Nut and line connection

Abstract

A nut, in particular a union nut for a line connection, extends along a longitudinal direction, wherein the nut has at least one expansion region. The expansion region has circumferentially one or more recesses which extend transversely and/or obliquely to the longitudinal direction.

Description

BACKGROUND AND SUMMARY OF THE INVENTION

The present invention relates to a (screw) nut, in particular a union nut for a line connection, such as a tapered or ball connection, to a line connection, and to the use of a nut.

In the case of ball or tapered screw connections, such as are used, inter alia, in motor vehicle fuel systems, a more or less hard ball is pressed against a sealing surface by means of a union nut, as a result of which plastic deformation of the ball or sealing surface, which is for example formed as a tapered section, occurs at the contact circle between the sealing surface and the ball. The deformed region is referred to as a sealing band and, for its function, has to have a minimum width and a minimum pressing force in the contact area. As a result of heat cycles, settling losses and on account of the stiffness of the nut, the pressing force at the contact point may be reduced, which can lead to leakages. Since even the smallest of reverse rotation angles can mean complete loss of the prestress, such screw connections or such connections are additionally also extremely susceptible to unintentional opening. In other words, the elastic reserve of such screw connections/such connections is very small.

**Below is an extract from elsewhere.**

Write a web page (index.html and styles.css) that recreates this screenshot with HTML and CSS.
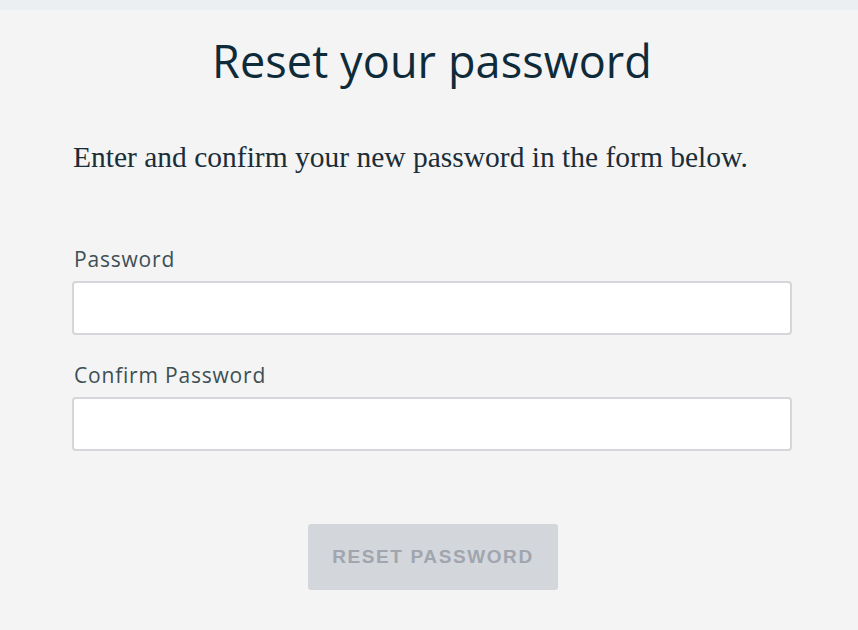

In addition, it is often difficult to identify any leakages, especially if they are only very small.

It is therefore an object of the present invention to further develop a nut, in particular a union nut, and a line connection, such that the aforementioned disadvantages are eliminated.

This and other objects are achieved by way of a nut, by way of a line connection, and by way of the use of the nut, in accordance with the claimed invention.

According to the invention, a nut, in particular a union nut for a line connection, such as a tapered or ball connection, wherein the nut extends along a longitudinal direction, has at least one expansion region. The expansion region circumferentially has one or more cutouts (recesses) which extend transversely and/or obliquely with respect to the longitudinal direction. The expansion region is expediently configured and designed or formed in such a way that the nut can deform elastically in said region, in particular axially, that is to say along the longitudinal direction, which corresponds to a screwing direction. The expansion region advantageously terminates upstream of the end faces or end regions of the nut, as a result of which it is additionally possible to prevent radial widening or spreading apart and the resulting unintentional loosening of the nut. Particularly preferably, the at least one cutout is oriented transversely and/or obliquely with respect to the longitudinal direction, as a result of which the axial extension behavior is supported. In particular, as a result of the circumferential arrangement or extent or orientation, highly uniform extension behavior can be realized over the circumference.

The at least one cutout can be formed, for example, as a cutout which extends in a spiral-shaped manner, or as an aperture which extends in a spiral-shaped manner or an opening which extends in a spiral-shaped manner, in the lateral surface of the nut. Such a spiral or helix comprises, for example, one, two, three, four, five, six or more turns. According to one embodiment, a plurality of cutouts is also provided, which is arranged in a spiral-shaped or helical manner.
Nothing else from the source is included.